Lecturers in English Language Practice

davies haynes merkel nagel woodfin

Dr. Rebecca Davies
she/her

Dr. Michael Haynes

Warren Merkel, PhD

Alison Nagel, M.A.

Kai Woodfin, M.A.

☎ +49 761 203-3339
R 4218 | KG IV

☎ +49 761 203-3326
R 4219 | KG IV

☎ +49 761 203-3327
R 4220 | KG IV

☎ +49 761 203-3339
R 4218 | KG IV

☎ +49 761 203-3326
R 4219 | KG IV

 

Course Offerings

Development of practical English competence is an integral component of the department's offerings. Our goal is to help our students bring their already-impressive English skills up to near-native proficiency. Furthermore, courses in Advanced Language Practice are often linked to cultural competence.

Foundation Course: Grammar and Writing

This course combines practice in grammatical skills and in writing English. There will be an initial assessment of all students taking the course at the beginning of the semester. For the first half of the semester work will focus on matters of controlling sentence structure. This will be followed by a mid-term assessment. In the second half of the semester work will consist of writing practice: descriptions, reports and essays. There will be a final assessment at the end of the semester.

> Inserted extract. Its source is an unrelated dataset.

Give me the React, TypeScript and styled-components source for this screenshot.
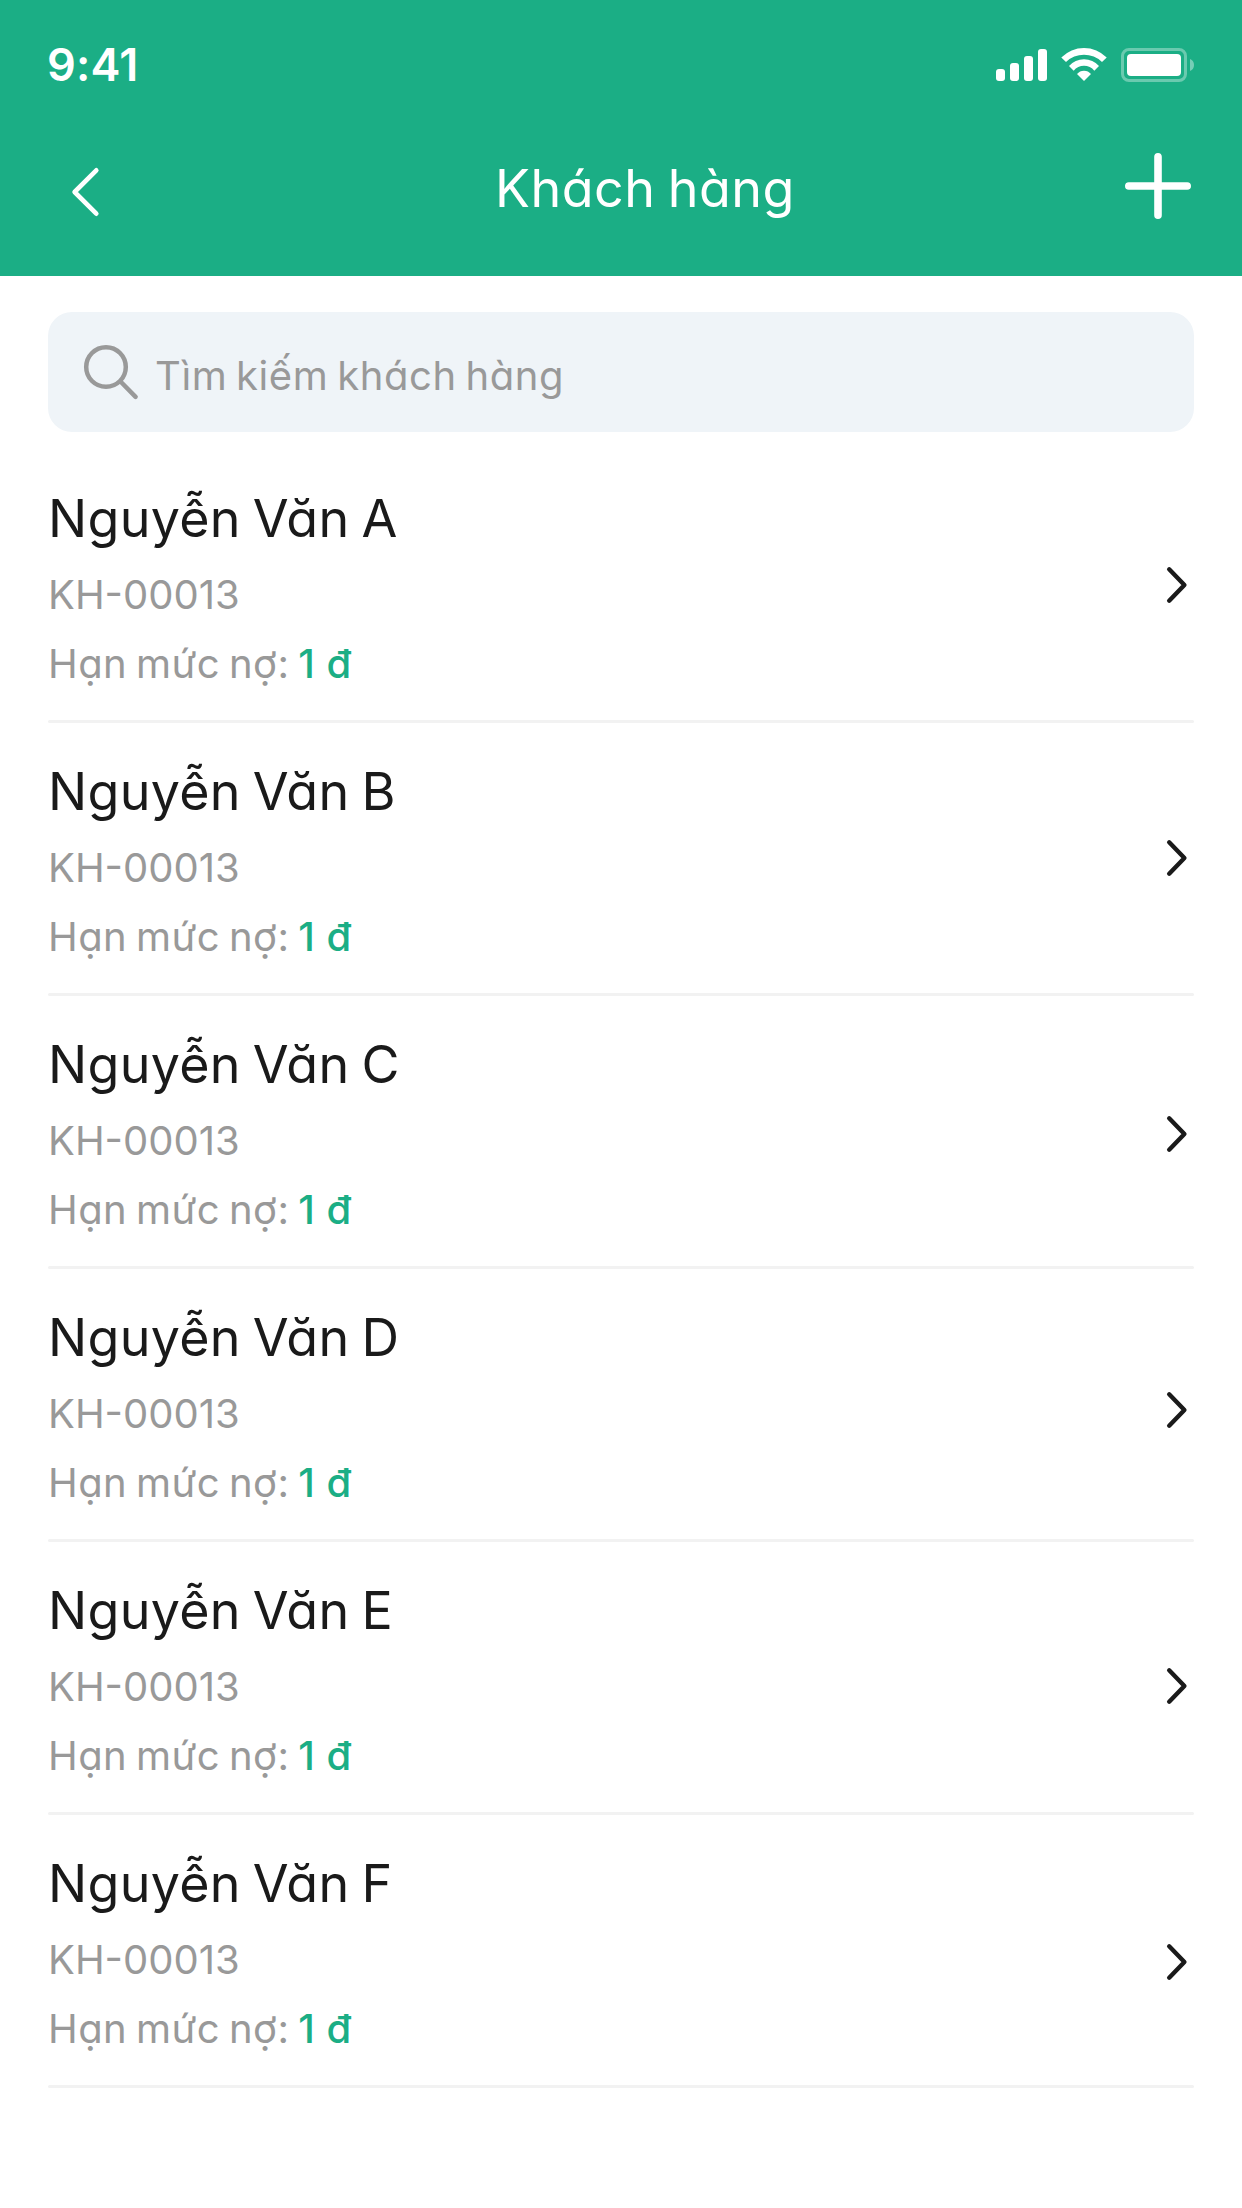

Foundation Course: Speaking English

This course combines practice in the skills relating to correct pronunciation and oral formulation. There will be an initial assessment of all students taking the course at the beginning of the semester. For the first half of the semester work will focus on matters of pronunciation and learning how to work with phonemic transcription. This will be followed by a mid-term assessment. In the second half of the semester work will consist of speaking practice: descriptions, interviews, discussions and presentations. There will be a final assessment at the end of the semester.

Translation

This course is aimed at giving students a broad understanding of the issues involved in translation, along with practice in the specifics of translating texts both from German into English and vice versa. Course work will involve reading some short but significant texts on the nature of and approaches to translation; critical analysis of existing translations, including machine translation; exercises on specific German-English areas of difficulty; and the translation of a selection of different types of texts.

Critical Thinking

Advanced Language Practice I

Unlike in some other countries, German universities often do not specifically teach graduate students about how to think critically, but expect the student to acquire these skills "as they go along". This course is aimed at addressing this through this stand-alone unit, helping create an awareness of how we think, what bias, premises and assumptions are presented to us in argumentation, what we should do or look for when presented with or presenting arguments, and how we can think optimally.

This course will look at aspects of critical thought such as:

  • Rhetoric
  • Argumentation (and false argumentation)
  • Analysing evidence and justifying opinions
  • Technology and fake news
  • Bias and assumptions

By the end of the course the student should be able to take any argument and analyse it critically using the toolbox covered in the course, regardless of whether this text is in English or another language.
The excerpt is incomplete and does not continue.